* START Data supplied *

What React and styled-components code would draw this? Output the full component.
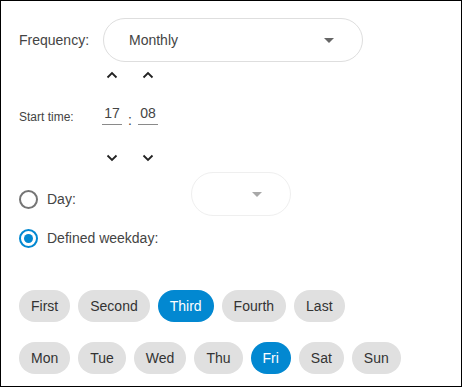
import React, { useState } from 'react';
import styled, { createGlobalStyle } from 'styled-components';

const GlobalStyle = createGlobalStyle`
  * { box-sizing: border-box; }
  body {
    margin: 0;
    font-family: "Liberation Sans", Arial, sans-serif;
    background: #fff;
  }
`;

const Panel = styled.div`
  width: 462px;
  height: 387px;
  border: 1px solid #000;
  padding: 17px 0 0 18px;
  display: flex;
  flex-direction: column;
`;

const Row = styled.div`
  display: flex;
  align-items: ${p => p.$align || 'center'};
  margin-top: ${p => p.$top || 0}px;
`;

const FieldLabel = styled.span`
  width: ${p => p.$width}px;
  font-size: ${p => p.$size || 14}px;
  color: #444;
`;

const SelectBox = styled.div`
  position: relative;
  width: ${p => p.$width}px;
  height: 44px;
  border-radius: 22px;
  border: 1px solid ${p => (p.$disabled ? '#efefef' : '#dedede')};
  display: flex;
  align-items: center;
  padding-left: 25px;
  font-size: 14px;
  color: #444;
`;

const Caret = styled.span`
  position: absolute;
  right: 28px;
  top: 50%;
  margin-top: -2px;
  width: 0;
  height: 0;
  border-left: 5px solid transparent;
  border-right: 5px solid transparent;
  border-top: 5px solid ${p => (p.$disabled ? '#a8a8a8' : '#666')};
`;

const TimeBlock = styled.div`
  display: flex;
  align-items: center;
`;

const TimeColumn = styled.div`
  display: flex;
  flex-direction: column;
  align-items: center;
  width: 20px;
`;

const ArrowButton = styled.button`
  width: 24px;
  height: 24px;
  border: none;
  background: none;
  padding: 0;
  display: flex;
  align-items: center;
  justify-content: center;
  cursor: pointer;
`;

const TimeInput = styled.div`
  width: 20px;
  height: 21px;
  margin: 17px 0 21px;
  border-bottom: 1px solid #8a8a8a;
  font-size: 14px;
  color: #444;
  text-align: center;
  line-height: 18px;
`;

const Colon = styled.span`
  width: 16px;
  text-align: center;
  font-size: 14px;
  color: #444;
  margin-top: 6px;
`;

const RadioOption = styled.label`
  display: flex;
  align-items: center;
  height: 38px;
  width: ${p => p.$width || 'auto'};
  margin-top: ${p => p.$top || 0}px;
  font-size: 14px;
  color: #444;
  gap: 9px;
  cursor: pointer;
`;

const RadioCircle = styled.span`
  width: 19px;
  height: 19px;
  border-radius: 50%;
  border: 2px solid ${p => (p.$checked ? '#0288d1' : '#757575')};
  display: flex;
  align-items: center;
  justify-content: center;
  &::after {
    content: '';
    width: 9px;
    height: 9px;
    border-radius: 50%;
    background: ${p => (p.$checked ? '#0288d1' : 'transparent')};
  }
`;

const ChipRow = styled.div`
  display: flex;
  gap: 8px;
  margin-top: ${p => p.$top}px;
`;

const Chip = styled.button`
  height: 32px;
  border-radius: 16px;
  border: none;
  padding: 0 12px;
  font-family: inherit;
  font-size: 14px;
  background: ${p => (p.$active ? '#0288d1' : '#e0e0e0')};
  color: ${p => (p.$active ? '#fff' : '#333')};
  cursor: pointer;
`;

function Chevron({ up }) {
  return (
    <svg width="12" height="8" viewBox="0 0 12 8">
      <path
        d={up ? 'M1.5 6.5 L6 2 L10.5 6.5' : 'M1.5 1.5 L6 6 L10.5 1.5'}
        fill="none"
        stroke="#222"
        strokeWidth="1.8"
      />
    </svg>
  );
}

const ordinals = ['First', 'Second', 'Third', 'Fourth', 'Last'];
const weekdays = ['Mon', 'Tue', 'Wed', 'Thu', 'Fri', 'Sat', 'Sun'];

export default function App() {
  const [mode, setMode] = useState('weekday');
  const [ordinal, setOrdinal] = useState('Third');
  const [weekday, setWeekday] = useState('Fri');

  return (
    <>
      <GlobalStyle />
      <Panel>
        <Row>
          <FieldLabel $width={84}>Frequency:</FieldLabel>
          <SelectBox $width={260}>
            Monthly
            <Caret />
          </SelectBox>
        </Row>

        <Row $top={1}>
          <FieldLabel $width={83} $size={12}>Start time:</FieldLabel>
          <TimeBlock>
            <TimeColumn>
              <ArrowButton><Chevron up /></ArrowButton>
              <TimeInput>17</TimeInput>
              <ArrowButton><Chevron /></ArrowButton>
            </TimeColumn>
            <Colon>:</Colon>
            <TimeColumn>
              <ArrowButton><Chevron up /></ArrowButton>
              <TimeInput>08</TimeInput>
              <ArrowButton><Chevron /></ArrowButton>
            </TimeColumn>
          </TimeBlock>
        </Row>

        <Row $align="flex-start" $top={2}>
          <RadioOption $width="172px" $top={8} onClick={() => setMode('day')}>
            <RadioCircle $checked={mode === 'day'} />
            Day:
          </RadioOption>
          <SelectBox $width={100} $disabled>
            <Caret $disabled />
          </SelectBox>
        </Row>

        <RadioOption $top={1} onClick={() => setMode('weekday')}>
          <RadioCircle $checked={mode === 'weekday'} />
          Defined weekday:
        </RadioOption>

        <ChipRow $top={33}>
          {ordinals.map(o => (
            <Chip key={o} $active={o === ordinal} onClick={() => setOrdinal(o)}>{o}</Chip>
          ))}
        </ChipRow>
        <ChipRow $top={20}>
          {weekdays.map(d => (
            <Chip key={d} $active={d === weekday} onClick={() => setWeekday(d)}>{d}</Chip>
          ))}
        </ChipRow>
      </Panel>
    </>
  );
}
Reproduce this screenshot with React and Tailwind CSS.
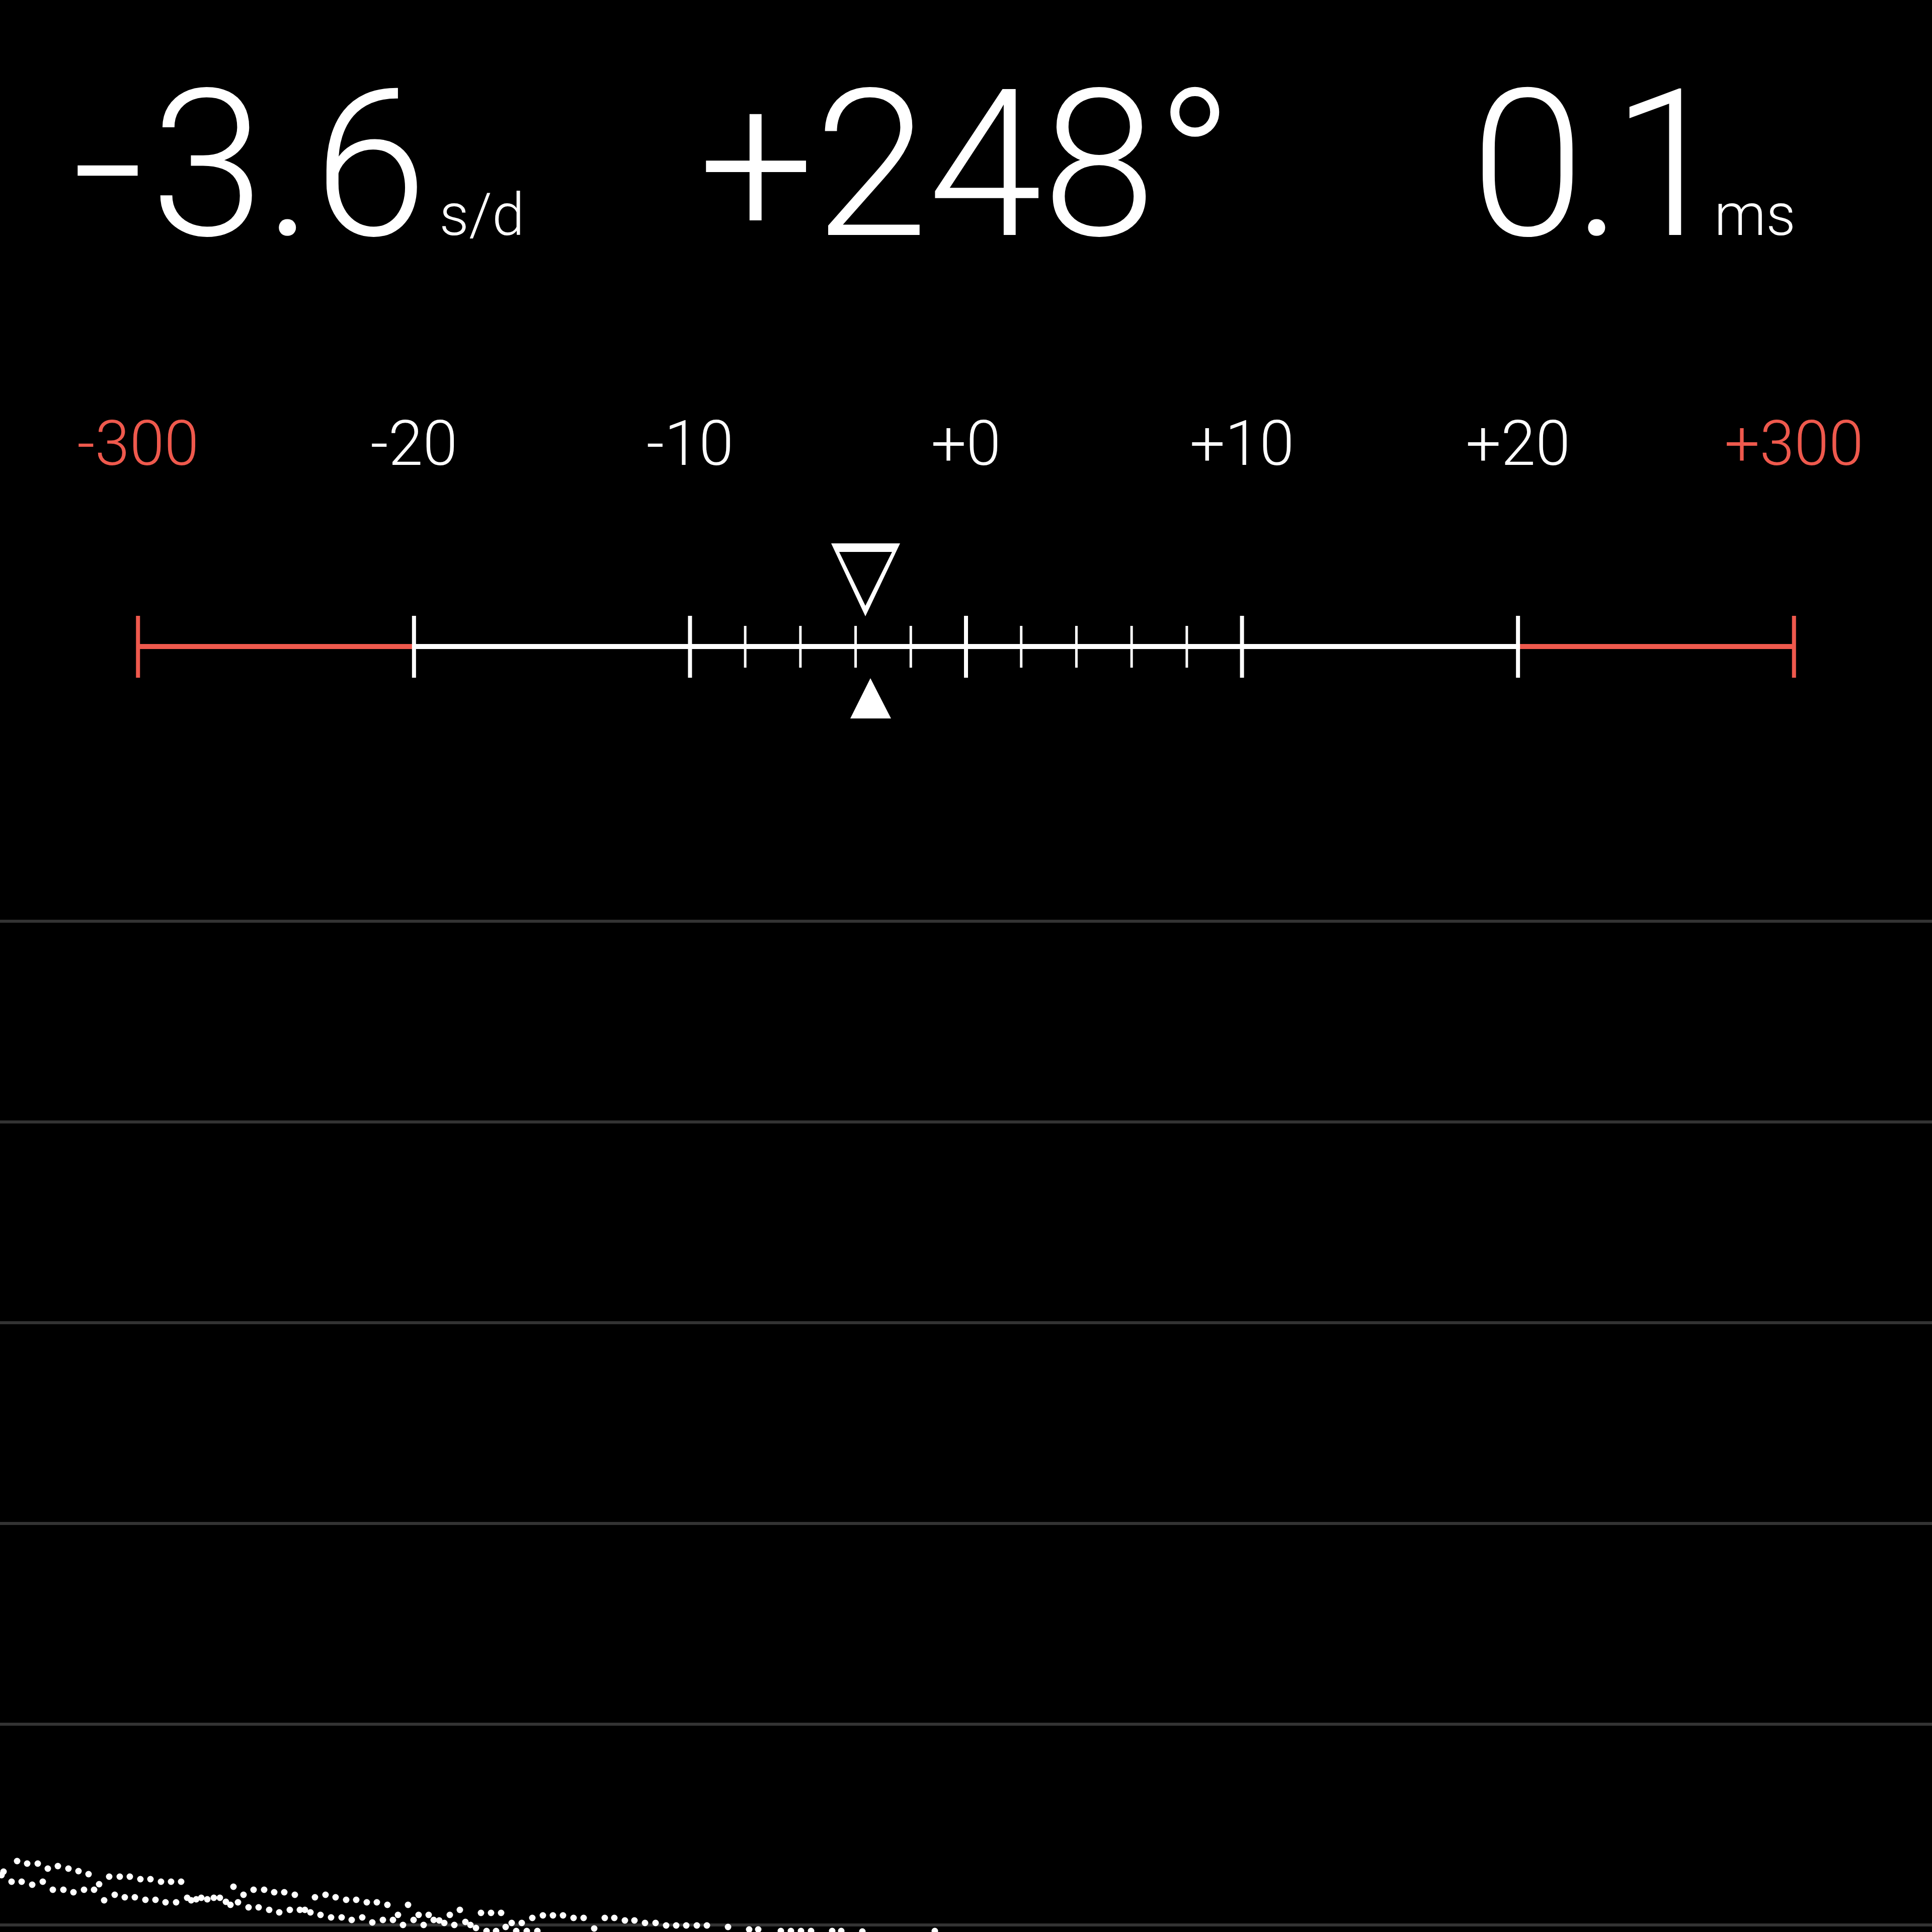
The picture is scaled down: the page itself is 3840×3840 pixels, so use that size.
import React from "react";

const labels = [
  { text: "-300", red: true },
  { text: "-20" },
  { text: "-10" },
  { text: "+0" },
  { text: "+10" },
  { text: "+20" },
  { text: "+300", red: true },
];

// trace points, page coordinates
const upper = [
  [7, 3720], [34, 3699], [54, 3704], [75, 3704], [95, 3714], [115, 3709], [136, 3714], [156, 3719], [176, 3725],
  [197, 3745], [217, 3730], [238, 3730], [258, 3730], [279, 3735], [299, 3735], [320, 3740], [340, 3740], [360, 3740],
  [464, 3750], [484, 3766], [504, 3756], [525, 3756], [545, 3761], [565, 3761], [586, 3766], [626, 3771], [647, 3766],
  [667, 3771], [688, 3776], [708, 3776], [729, 3781], [749, 3781], [770, 3786], [811, 3786], [791, 3806], [832, 3806],
  [852, 3806], [894, 3806], [914, 3796], [956, 3802], [976, 3802], [996, 3802], [1058, 3812], [1079, 3807],
  [1099, 3807], [1119, 3807], [1140, 3812], [1160, 3812], [1202, 3812], [1221, 3812], [1242, 3817], [1261, 3817],
  [1282, 3822], [1303, 3822], [1324, 3827], [1344, 3827], [1364, 3827], [1385, 3827], [1405, 3827], [1447, 3830],
  [1489, 3835], [1507, 3835], [1552, 3838], [1572, 3838], [1592, 3838], [1612, 3838], [1654, 3838], [1672, 3838],
  [1714, 3839], [1858, 3838],
];

const lower = [
  [3, 3727], [23, 3740], [43, 3740], [64, 3746], [85, 3740], [105, 3756], [126, 3756], [146, 3761], [167, 3756],
  [187, 3756], [207, 3777], [228, 3766], [248, 3771], [268, 3771], [289, 3776], [309, 3776], [329, 3781], [350, 3781],
  [372, 3772], [380, 3777], [390, 3775], [400, 3772], [412, 3775], [425, 3772], [437, 3772], [449, 3780], [458, 3786],
  [473, 3781], [494, 3791], [514, 3791], [535, 3796], [555, 3801], [576, 3796], [596, 3796], [606, 3796], [617, 3801],
  [637, 3806], [658, 3811], [679, 3811], [699, 3816], [720, 3811], [740, 3821], [761, 3816], [781, 3816], [801, 3826],
  [822, 3816], [842, 3826], [862, 3816], [873, 3817], [883, 3822], [903, 3826], [925, 3820], [935, 3826], [946, 3832],
  [967, 3838], [986, 3838], [1005, 3830], [1017, 3822], [1037, 3822], [1026, 3838], [1047, 3838], [1068, 3838],
  [1181, 3833],
];

const RED = "#ef594d";
const STEP = 3840 / 7;

const Gauge = () => {
  const majors = [0, 1, 2, 3, 4, 5, 6].map((i) => STEP / 2 + i * STEP);
  const minors = [];
  for (let k = 1; k <= 4; k++) {
    minors.push(majors[2] + (k * STEP) / 5);
    minors.push(majors[3] + (k * STEP) / 5);
  }
  return (
    <svg width="3840" height="380" viewBox="0 0 3840 380" className="block mt-[116px]">
      <rect x={majors[0]} y="220" width={majors[1] - majors[0]} height="10" fill={RED} />
      <rect x={majors[1]} y="220" width={majors[5] - majors[1]} height="10" fill="#fff" />
      <rect x={majors[5]} y="220" width={majors[6] - majors[5]} height="10" fill={RED} />
      {majors.map((x, i) => (
        <rect
          key={i}
          x={x - 4}
          y="164"
          width="8"
          height="123"
          fill={i === 0 || i === 6 ? RED : "#fff"}
        />
      ))}
      {minors.map((x, i) => (
        <rect key={i} x={x - 2.5} y="184" width="5" height="83" fill="#fff" />
      ))}
      <path
        d="M1652 20 L1789 20 L1720 165 Z M1668 37 L1720 144 L1773 37 Z"
        fill="#fff"
        fillRule="evenodd"
      />
      <path d="M1690 368 L1771 368 L1730 288 Z" fill="#fff" />
    </svg>
  );
};

export default function App() {
  return (
    <div className="w-[3840px] h-[3840px] bg-black text-white overflow-hidden font-['Roboto','Liberation_Sans',sans-serif] font-light">
      <div className="grid grid-cols-3 items-baseline pt-[124px] leading-none">
        <div className="flex items-baseline justify-self-start ml-[142px]">
          <span className="text-[408px]">
            <span className="inline-block mr-[40px] scale-x-125 origin-left">-</span>3.6
          </span>
          <span className="text-[116px] ml-[24px]">s/d</span>
        </div>
        <div className="flex items-baseline justify-self-center">
          <span className="text-[408px]">+248°</span>
        </div>
        <div className="flex items-baseline justify-self-end mr-[271px]">
          <span className="text-[408px] tracking-[-22px]">0.1</span>
          <span className="text-[116px]">ms</span>
        </div>
      </div>

      <div className="grid grid-cols-7 mt-[288px] text-[124px] leading-none">
        {labels.map((l) => (
          <div key={l.text} className={`text-center ${l.red ? "text-[#ef594d]" : "text-white"}`}>
            {l.text}
          </div>
        ))}
      </div>

      <Gauge />

      <div className="relative h-[2400px] flex flex-col pt-[388px] gap-[393px]">
        {[0, 1, 2, 3, 4, 5].map((i) => (
          <div key={i} className="h-[6px] bg-[#333333]" />
        ))}
        <svg
          width="3840"
          height="200"
          viewBox="0 3640 3840 200"
          className="absolute left-0 bottom-0"
        >
          {[...upper, ...lower].map(([x, y], i) => (
            <circle key={i} cx={x} cy={y} r="6.5" fill="#fff" />
          ))}
        </svg>
      </div>
    </div>
  );
}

* END Data supplied *

• [Required work]
The answer should be a single number: the count of lines in the data that include the string "components".

• [Solution to this task]
2